Surety laws, which required those accused of being dangerous to post money to continue carrying guns in public, were a closer fit than the others. But the Fifth Circuit found the way they were enforced was too different.
“The surety laws required only a civil proceeding, not a criminal conviction,” the panel said. “The ‘credible threat’ finding required to trigger § 922(g)(8)‘s prohibition on possession of weapons echoes the showing that was required to justify posting of surety to avoid forfeiture. But that is where the analogy breaks down: As the Government acknowledges, historical surety laws did not prohibit public carry, much less possession of weapons, so long as the offender posted surety.”
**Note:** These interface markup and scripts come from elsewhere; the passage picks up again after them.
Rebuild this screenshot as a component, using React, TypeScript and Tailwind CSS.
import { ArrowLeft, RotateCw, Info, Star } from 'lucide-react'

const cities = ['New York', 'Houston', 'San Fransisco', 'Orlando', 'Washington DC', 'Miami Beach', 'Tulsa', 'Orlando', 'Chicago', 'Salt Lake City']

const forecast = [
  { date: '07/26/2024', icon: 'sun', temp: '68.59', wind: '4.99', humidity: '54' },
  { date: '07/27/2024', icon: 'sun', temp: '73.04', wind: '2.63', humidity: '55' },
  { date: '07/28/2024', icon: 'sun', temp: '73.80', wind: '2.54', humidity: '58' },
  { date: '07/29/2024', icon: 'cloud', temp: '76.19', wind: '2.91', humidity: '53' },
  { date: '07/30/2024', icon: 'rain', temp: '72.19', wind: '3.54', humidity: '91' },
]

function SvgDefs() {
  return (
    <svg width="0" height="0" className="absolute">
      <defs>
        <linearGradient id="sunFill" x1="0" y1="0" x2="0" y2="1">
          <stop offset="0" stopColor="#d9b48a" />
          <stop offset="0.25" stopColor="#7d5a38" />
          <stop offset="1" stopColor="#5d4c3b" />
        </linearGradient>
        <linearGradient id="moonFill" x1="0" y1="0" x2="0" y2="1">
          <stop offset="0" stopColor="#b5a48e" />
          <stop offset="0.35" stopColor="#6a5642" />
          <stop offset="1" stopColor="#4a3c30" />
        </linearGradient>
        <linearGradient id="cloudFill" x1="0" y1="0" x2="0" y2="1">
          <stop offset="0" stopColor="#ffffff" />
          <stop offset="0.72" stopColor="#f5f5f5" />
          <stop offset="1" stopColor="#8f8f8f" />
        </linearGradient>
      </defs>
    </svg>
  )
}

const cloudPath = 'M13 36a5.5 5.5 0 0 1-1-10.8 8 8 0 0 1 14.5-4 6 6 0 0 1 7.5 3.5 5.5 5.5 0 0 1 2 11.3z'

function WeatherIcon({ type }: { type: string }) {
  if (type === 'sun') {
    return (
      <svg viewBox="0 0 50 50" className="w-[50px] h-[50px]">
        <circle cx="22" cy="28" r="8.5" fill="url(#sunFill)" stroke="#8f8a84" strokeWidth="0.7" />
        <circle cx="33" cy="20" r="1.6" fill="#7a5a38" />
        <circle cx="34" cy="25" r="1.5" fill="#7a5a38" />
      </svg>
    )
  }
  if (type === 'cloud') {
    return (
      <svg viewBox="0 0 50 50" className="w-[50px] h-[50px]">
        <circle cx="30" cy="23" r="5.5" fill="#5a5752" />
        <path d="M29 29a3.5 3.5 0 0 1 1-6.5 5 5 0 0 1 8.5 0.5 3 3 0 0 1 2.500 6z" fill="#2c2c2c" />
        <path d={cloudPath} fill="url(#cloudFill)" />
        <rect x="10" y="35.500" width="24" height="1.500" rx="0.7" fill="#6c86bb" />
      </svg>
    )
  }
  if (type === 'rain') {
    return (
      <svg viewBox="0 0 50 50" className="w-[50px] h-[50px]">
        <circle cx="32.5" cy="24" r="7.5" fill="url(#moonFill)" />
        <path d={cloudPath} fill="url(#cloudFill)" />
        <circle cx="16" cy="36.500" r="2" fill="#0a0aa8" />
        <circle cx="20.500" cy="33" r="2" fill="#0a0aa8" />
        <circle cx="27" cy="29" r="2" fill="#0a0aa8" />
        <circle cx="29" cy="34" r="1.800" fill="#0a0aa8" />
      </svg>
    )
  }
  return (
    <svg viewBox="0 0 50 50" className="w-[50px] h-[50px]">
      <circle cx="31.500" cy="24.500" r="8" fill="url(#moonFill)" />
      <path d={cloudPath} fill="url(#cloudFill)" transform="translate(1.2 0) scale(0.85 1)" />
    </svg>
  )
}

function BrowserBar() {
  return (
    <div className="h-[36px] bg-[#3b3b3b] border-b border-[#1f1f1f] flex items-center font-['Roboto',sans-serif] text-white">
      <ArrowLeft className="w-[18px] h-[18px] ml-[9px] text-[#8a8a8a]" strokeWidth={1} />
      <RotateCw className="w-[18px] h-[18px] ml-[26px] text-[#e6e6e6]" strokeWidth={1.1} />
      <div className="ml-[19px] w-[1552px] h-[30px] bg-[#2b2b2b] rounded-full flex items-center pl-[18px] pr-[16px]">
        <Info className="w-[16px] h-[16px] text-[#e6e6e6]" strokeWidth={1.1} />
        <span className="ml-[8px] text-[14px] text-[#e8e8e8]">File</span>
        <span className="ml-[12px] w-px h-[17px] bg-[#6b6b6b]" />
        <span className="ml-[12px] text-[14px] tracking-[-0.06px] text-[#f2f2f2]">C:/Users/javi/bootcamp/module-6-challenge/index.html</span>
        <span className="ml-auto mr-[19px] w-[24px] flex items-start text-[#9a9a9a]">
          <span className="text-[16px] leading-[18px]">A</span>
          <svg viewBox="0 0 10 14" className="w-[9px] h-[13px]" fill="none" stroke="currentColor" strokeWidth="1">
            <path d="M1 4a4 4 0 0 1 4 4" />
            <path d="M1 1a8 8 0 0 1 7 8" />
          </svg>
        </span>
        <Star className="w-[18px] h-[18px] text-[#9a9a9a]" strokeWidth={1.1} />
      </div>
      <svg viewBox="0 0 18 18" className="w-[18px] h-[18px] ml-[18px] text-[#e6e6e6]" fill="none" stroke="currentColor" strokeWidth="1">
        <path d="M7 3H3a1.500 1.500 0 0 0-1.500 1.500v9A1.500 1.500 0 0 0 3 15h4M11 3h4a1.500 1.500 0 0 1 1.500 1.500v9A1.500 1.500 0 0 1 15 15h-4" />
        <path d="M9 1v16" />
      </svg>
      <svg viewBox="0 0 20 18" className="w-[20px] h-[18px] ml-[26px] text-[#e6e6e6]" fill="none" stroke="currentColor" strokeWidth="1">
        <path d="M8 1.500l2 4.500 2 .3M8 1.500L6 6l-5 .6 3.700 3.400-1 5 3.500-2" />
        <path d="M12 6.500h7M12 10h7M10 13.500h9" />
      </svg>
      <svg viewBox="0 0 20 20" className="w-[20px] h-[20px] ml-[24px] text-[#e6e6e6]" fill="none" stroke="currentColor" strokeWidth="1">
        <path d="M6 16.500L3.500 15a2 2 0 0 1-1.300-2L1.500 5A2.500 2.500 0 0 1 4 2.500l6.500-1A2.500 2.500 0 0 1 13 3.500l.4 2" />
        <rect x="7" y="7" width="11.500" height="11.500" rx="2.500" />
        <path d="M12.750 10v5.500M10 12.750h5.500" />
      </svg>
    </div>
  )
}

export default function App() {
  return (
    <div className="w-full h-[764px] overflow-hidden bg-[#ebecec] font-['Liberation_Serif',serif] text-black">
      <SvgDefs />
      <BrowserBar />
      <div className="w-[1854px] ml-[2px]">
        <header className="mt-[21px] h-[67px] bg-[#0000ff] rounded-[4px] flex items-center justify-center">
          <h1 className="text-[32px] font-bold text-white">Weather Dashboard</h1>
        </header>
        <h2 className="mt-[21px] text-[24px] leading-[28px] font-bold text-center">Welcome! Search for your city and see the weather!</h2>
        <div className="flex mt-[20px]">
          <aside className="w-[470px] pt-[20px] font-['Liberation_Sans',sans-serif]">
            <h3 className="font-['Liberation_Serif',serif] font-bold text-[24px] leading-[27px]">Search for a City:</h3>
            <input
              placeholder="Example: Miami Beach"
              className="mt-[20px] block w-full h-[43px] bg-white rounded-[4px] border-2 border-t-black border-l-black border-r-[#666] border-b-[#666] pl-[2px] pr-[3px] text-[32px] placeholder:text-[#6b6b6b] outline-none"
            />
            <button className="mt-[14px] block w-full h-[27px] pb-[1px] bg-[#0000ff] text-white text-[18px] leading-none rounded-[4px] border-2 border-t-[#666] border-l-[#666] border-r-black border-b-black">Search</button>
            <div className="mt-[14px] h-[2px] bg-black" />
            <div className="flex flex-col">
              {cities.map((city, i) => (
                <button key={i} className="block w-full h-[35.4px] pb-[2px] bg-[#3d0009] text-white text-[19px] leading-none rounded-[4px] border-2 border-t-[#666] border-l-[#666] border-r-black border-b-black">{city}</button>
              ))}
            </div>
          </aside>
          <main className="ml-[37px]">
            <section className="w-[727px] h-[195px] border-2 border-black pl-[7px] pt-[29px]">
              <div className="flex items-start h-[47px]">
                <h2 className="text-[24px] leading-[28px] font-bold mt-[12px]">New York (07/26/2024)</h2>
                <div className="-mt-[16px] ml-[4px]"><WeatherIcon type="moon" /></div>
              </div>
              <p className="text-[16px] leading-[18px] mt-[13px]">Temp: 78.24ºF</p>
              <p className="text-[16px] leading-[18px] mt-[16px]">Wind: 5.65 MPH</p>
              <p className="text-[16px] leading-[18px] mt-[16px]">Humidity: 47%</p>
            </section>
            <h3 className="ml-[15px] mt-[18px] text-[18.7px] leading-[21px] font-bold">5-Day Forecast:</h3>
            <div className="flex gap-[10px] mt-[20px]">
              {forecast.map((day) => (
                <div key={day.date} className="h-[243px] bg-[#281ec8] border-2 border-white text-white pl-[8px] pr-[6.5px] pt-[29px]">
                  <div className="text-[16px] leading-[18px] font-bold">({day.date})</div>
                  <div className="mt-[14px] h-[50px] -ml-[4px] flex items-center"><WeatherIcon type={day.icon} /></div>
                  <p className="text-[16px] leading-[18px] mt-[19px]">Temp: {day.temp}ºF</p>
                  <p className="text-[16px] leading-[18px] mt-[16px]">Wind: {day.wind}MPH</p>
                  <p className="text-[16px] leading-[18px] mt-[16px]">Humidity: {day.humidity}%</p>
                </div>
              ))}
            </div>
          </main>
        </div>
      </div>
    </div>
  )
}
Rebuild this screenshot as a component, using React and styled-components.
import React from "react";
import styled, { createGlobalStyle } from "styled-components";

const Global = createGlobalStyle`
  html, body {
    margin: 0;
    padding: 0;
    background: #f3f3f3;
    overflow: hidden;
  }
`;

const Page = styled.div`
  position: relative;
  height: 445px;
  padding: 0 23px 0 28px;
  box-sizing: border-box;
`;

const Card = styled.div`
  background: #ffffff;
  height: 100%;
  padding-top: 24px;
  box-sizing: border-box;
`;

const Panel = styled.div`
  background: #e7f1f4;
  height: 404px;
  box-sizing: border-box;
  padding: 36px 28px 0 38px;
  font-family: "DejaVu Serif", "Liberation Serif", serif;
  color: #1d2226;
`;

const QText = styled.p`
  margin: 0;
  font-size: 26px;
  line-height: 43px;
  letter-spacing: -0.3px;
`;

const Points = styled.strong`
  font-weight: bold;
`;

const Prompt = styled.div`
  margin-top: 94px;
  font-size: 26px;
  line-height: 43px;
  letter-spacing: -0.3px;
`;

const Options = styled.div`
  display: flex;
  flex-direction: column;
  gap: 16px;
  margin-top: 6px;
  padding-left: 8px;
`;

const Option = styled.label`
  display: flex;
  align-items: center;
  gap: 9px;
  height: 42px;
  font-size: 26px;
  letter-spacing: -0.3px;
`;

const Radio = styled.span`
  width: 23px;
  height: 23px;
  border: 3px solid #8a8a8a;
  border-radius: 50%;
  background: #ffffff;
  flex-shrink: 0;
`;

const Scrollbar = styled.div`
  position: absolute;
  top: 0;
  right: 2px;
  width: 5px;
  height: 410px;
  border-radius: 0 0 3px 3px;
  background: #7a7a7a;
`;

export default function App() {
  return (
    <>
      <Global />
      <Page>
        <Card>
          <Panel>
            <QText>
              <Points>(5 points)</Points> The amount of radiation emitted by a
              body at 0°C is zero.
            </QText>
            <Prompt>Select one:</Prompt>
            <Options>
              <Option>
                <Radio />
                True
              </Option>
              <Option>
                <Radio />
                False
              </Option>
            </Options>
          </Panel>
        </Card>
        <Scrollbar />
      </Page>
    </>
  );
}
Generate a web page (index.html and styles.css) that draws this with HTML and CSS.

The Fifth Circuit’s conclusion is difficult to disagree with. Surety laws were closer to posting a bond, and failure to comply resulted in the loss of the right to carry instead of the loss of all Second Amendment rights.
Additionally, a restraining order isn’t a criminal conviction (the man at the center of this case is already facing five separate criminal cases that will likely end with his gun rights being stripped anyway). That was a key point in the Fifth Circuit’s analysis of the laws offered up as historical analogues, as it was for the district judge who ruled the federal law against those under felony indictment obtaining guns was unconstitutional under Bruen. The Supreme Court may see that distinction as paramount in how it views the case as well.
It’s also possible five justices determine those laws are a closer match than the Fifth Circuit panel believes. Or there could be another historical law out there they believe to be a better fit.
Of the cases likely to end up in front of the Court sooner than later, the outcome of this one is the hardest to predict.